WORK TO DO
Copy each line of the data below exactly, leaving out pictures.

RAW DATA
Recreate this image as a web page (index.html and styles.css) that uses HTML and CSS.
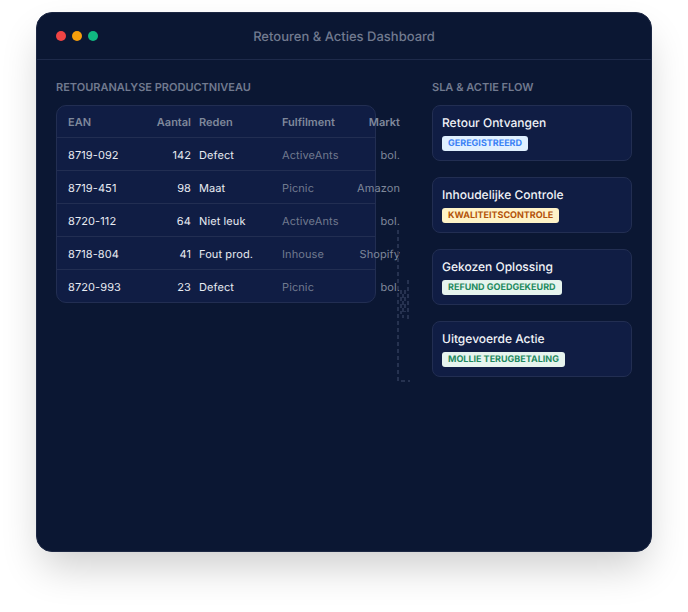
FILE: index.html
```html
<!DOCTYPE html>
<html lang="nl">
<head>
<meta charset="utf-8">
<title>Retouren &amp; Acties Dashboard</title>
<link rel="stylesheet" href="styles.css">
</head>
<body>
<div class="window">
  <header class="titlebar">
    <div class="lights"><span class="light red"></span><span class="light amber"></span><span class="light green"></span></div>
    <div class="title">Retouren &amp; Acties Dashboard</div>
  </header>
  <main class="content">
    <section class="left">
      <h2 class="heading">RETOURANALYSE PRODUCTNIVEAU</h2>
      <div class="table">
        <div class="row head"><span>EAN</span><span class="num">Aantal</span><span>Reden</span><span>Fulfilment</span><span class="num">Markt</span></div>
        <div class="row"><span>8719-092</span><span class="num">142</span><span>Defect</span><span class="dim">ActiveAnts</span><span class="num dim">bol.</span></div>
        <div class="row"><span>8719-451</span><span class="num">98</span><span>Maat</span><span class="dim">Picnic</span><span class="num dim">Amazon</span></div>
        <div class="row"><span>8720-112</span><span class="num">64</span><span>Niet leuk</span><span class="dim">ActiveAnts</span><span class="num dim">bol.</span></div>
        <div class="row"><span>8718-804</span><span class="num">41</span><span>Fout prod.</span><span class="dim">Inhouse</span><span class="num dim">Shopify</span></div>
        <div class="row last"><span>8720-993</span><span class="num">23</span><span>Defect</span><span class="dim">Picnic</span><span class="num dim">bol.</span></div>
      </div>
      <svg class="connector" width="20" height="160" viewBox="0 0 20 160" aria-hidden="true">
        <path d="M6 4V155H18" />
        <path d="M16 54V96" />
        <path d="M9 64V88M11 68V92M13 64V86" />
      </svg>
    </section>
    <section class="right">
      <h2 class="heading">SLA &amp; ACTIE FLOW</h2>
      <div class="flow">
        <div class="card"><div class="card-title">Retour Ontvangen</div><span class="badge blue">GEREGISTREERD</span></div>
        <div class="card"><div class="card-title">Inhoudelijke Controle</div><span class="badge amber-b">KWALITEITSCONTROLE</span></div>
        <div class="card"><div class="card-title">Gekozen Oplossing</div><span class="badge mint">REFUND GOEDGEKEURD</span></div>
        <div class="card"><div class="card-title">Uitgevoerde Actie</div><span class="badge mint">MOLLIE TERUGBETALING</span></div>
      </div>
    </section>
  </main>
</div>
</body>
</html>
```
FILE: styles.css
```css
* { box-sizing: border-box; }
html, body { margin: 0; padding: 0; background: #fff; }
body { font-family: Inter, "Liberation Sans", sans-serif; text-rendering: geometricPrecision; height: 612px; overflow: hidden; padding: 12px 36px 0; }
.window { width: 616px; height: 540px; background: #0b1733; border-radius: 16px; box-shadow: 0 20px 40px -6px rgba(0,0,0,.2); border: 1px solid #1c2743; overflow: visible; }
.titlebar { height: 47px; border-bottom: 1px solid #1e2a4a; position: relative; display: flex; align-items: center; justify-content: center; padding-top: 1px; }
.lights { position: absolute; left: 19px; top: 18px; display: flex; gap: 6px; }
.light { width: 10px; height: 10px; border-radius: 50%; }
.red { background: #ef4444; }
.amber { background: #f59e0b; }
.green { background: #10b981; }
.title { font-size: 13px; color: #717a8f; font-weight: 500; }
.content { display: flex; gap: 32px; padding: 20px 19px; }
.left { width: 344px; position: relative; }
.right { width: 200px; }
.heading { margin: 0 0 11px; height: 14px; font-size: 11px; line-height: 14px; font-weight: 600; color: #717a8f; }
.table { width: 320px; height: 198px; background: #101d44; border: 1px solid #222e52; border-radius: 10px; }
.row { display: grid; grid-template-columns: 72px 43px 75px 1fr 30px; column-gap: 8px; height: 33px; align-items: center; padding: 0 0 0 11px; width: 343px; font-size: 11px; letter-spacing: .1px; color: #e8ebf2; border-bottom: 1px solid transparent; position: relative; }
.row > span { white-space: nowrap; }
.row.last { border-bottom: 0; height: 32px; }
.row::after { content: ""; position: absolute; left: 0; width: 318px; bottom: 0; height: 1px; background: #222e52; }
.row.last::after { display: none; }
.head { color: #7f889b; font-weight: 600; letter-spacing: 0; }
.dim { color: #717a8f; }
.num { text-align: right; justify-self: end; }
.dim.num { color: #7f889b; }
.connector { position: absolute; left: 0; top: 0; margin: 146px 0 0 336px; fill: none; stroke: #263250; stroke-width: 2; stroke-dasharray: 4 3; }
.flow { display: flex; flex-direction: column; gap: 16px; }
.card { height: 56px; background: #101d44; border: 1px solid #222e52; border-radius: 8px; padding: 9px 9px; display: flex; flex-direction: column; align-items: flex-start; }
.card-title { font-size: 12px; line-height: 16px; font-weight: 500; color: #f1f3f8; margin-bottom: 5px; }
.badge { display: block; height: 15px; line-height: 15px; padding: 0 6px; border-radius: 3px; font-size: 9px; font-weight: 700; }
.blue { background: #e0f0ff; color: #3b82f6; }
.amber-b { background: #fef3c7; color: #b45309; }
.mint { background: #e6f4ee; color: #1f8a5f; }
```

WRITTEN ANSWER
Recreate this image as a web page (index.html and styles.css) that uses HTML and CSS.
FILE: index.html
```html
<!DOCTYPE html>
<html lang="nl">
<head>
<meta charset="utf-8">
<title>Retouren &amp; Acties Dashboard</title>
<link rel="stylesheet" href="styles.css">
</head>
<body>
<div class="window">
  <header class="titlebar">
    <div class="lights"><span class="light red"></span><span class="light amber"></span><span class="light green"></span></div>
    <div class="title">Retouren &amp; Acties Dashboard</div>
  </header>
  <main class="content">
    <section class="left">
      <h2 class="heading">RETOURANALYSE PRODUCTNIVEAU</h2>
      <div class="table">
        <div class="row head"><span>EAN</span><span class="num">Aantal</span><span>Reden</span><span>Fulfilment</span><span class="num">Markt</span></div>
        <div class="row"><span>8719-092</span><span class="num">142</span><span>Defect</span><span class="dim">ActiveAnts</span><span class="num dim">bol.</span></div>
        <div class="row"><span>8719-451</span><span class="num">98</span><span>Maat</span><span class="dim">Picnic</span><span class="num dim">Amazon</span></div>
        <div class="row"><span>8720-112</span><span class="num">64</span><span>Niet leuk</span><span class="dim">ActiveAnts</span><span class="num dim">bol.</span></div>
        <div class="row"><span>8718-804</span><span class="num">41</span><span>Fout prod.</span><span class="dim">Inhouse</span><span class="num dim">Shopify</span></div>
        <div class="row last"><span>8720-993</span><span class="num">23</span><span>Defect</span><span class="dim">Picnic</span><span class="num dim">bol.</span></div>
      </div>
      <svg class="connector" width="20" height="160" viewBox="0 0 20 160" aria-hidden="true">
        <path d="M6 4V155H18" />
        <path d="M16 54V96" />
        <path d="M9 64V88M11 68V92M13 64V86" />
      </svg>
    </section>
    <section class="right">
      <h2 class="heading">SLA &amp; ACTIE FLOW</h2>
      <div class="flow">
        <div class="card"><div class="card-title">Retour Ontvangen</div><span class="badge blue">GEREGISTREERD</span></div>
        <div class="card"><div class="card-title">Inhoudelijke Controle</div><span class="badge amber-b">KWALITEITSCONTROLE</span></div>
        <div class="card"><div class="card-title">Gekozen Oplossing</div><span class="badge mint">REFUND GOEDGEKEURD</span></div>
        <div class="card"><div class="card-title">Uitgevoerde Actie</div><span class="badge mint">MOLLIE TERUGBETALING</span></div>
      </div>
    </section>
  </main>
</div>
</body>
</html>
```
FILE: styles.css
```css
* { box-sizing: border-box; }
html, body { margin: 0; padding: 0; background: #fff; }
body { font-family: Inter, "Liberation Sans", sans-serif; text-rendering: geometricPrecision; height: 612px; overflow: hidden; padding: 12px 36px 0; }
.window { width: 616px; height: 540px; background: #0b1733; border-radius: 16px; box-shadow: 0 20px 40px -6px rgba(0,0,0,.2); border: 1px solid #1c2743; overflow: visible; }
.titlebar { height: 47px; border-bottom: 1px solid #1e2a4a; position: relative; display: flex; align-items: center; justify-content: center; padding-top: 1px; }
.lights { position: absolute; left: 19px; top: 18px; display: flex; gap: 6px; }
.light { width: 10px; height: 10px; border-radius: 50%; }
.red { background: #ef4444; }
.amber { background: #f59e0b; }
.green { background: #10b981; }
.title { font-size: 13px; color: #717a8f; font-weight: 500; }
.content { display: flex; gap: 32px; padding: 20px 19px; }
.left { width: 344px; position: relative; }
.right { width: 200px; }
.heading { margin: 0 0 11px; height: 14px; font-size: 11px; line-height: 14px; font-weight: 600; color: #717a8f; }
.table { width: 320px; height: 198px; background: #101d44; border: 1px solid #222e52; border-radius: 10px; }
.row { display: grid; grid-template-columns: 72px 43px 75px 1fr 30px; column-gap: 8px; height: 33px; align-items: center; padding: 0 0 0 11px; width: 343px; font-size: 11px; letter-spacing: .1px; color: #e8ebf2; border-bottom: 1px solid transparent; position: relative; }
.row > span { white-space: nowrap; }
.row.last { border-bottom: 0; height: 32px; }
.row::after { content: ""; position: absolute; left: 0; width: 318px; bottom: 0; height: 1px; background: #222e52; }
.row.last::after { display: none; }
.head { color: #7f889b; font-weight: 600; letter-spacing: 0; }
.dim { color: #717a8f; }
.num { text-align: right; justify-self: end; }
.dim.num { color: #7f889b; }
.connector { position: absolute; left: 0; top: 0; margin: 146px 0 0 336px; fill: none; stroke: #263250; stroke-width: 2; stroke-dasharray: 4 3; }
.flow { display: flex; flex-direction: column; gap: 16px; }
.card { height: 56px; background: #101d44; border: 1px solid #222e52; border-radius: 8px; padding: 9px 9px; display: flex; flex-direction: column; align-items: flex-start; }
.card-title { font-size: 12px; line-height: 16px; font-weight: 500; color: #f1f3f8; margin-bottom: 5px; }
.badge { display: block; height: 15px; line-height: 15px; padding: 0 6px; border-radius: 3px; font-size: 9px; font-weight: 700; }
.blue { background: #e0f0ff; color: #3b82f6; }
.amber-b { background: #fef3c7; color: #b45309; }
.mint { background: #e6f4ee; color: #1f8a5f; }
```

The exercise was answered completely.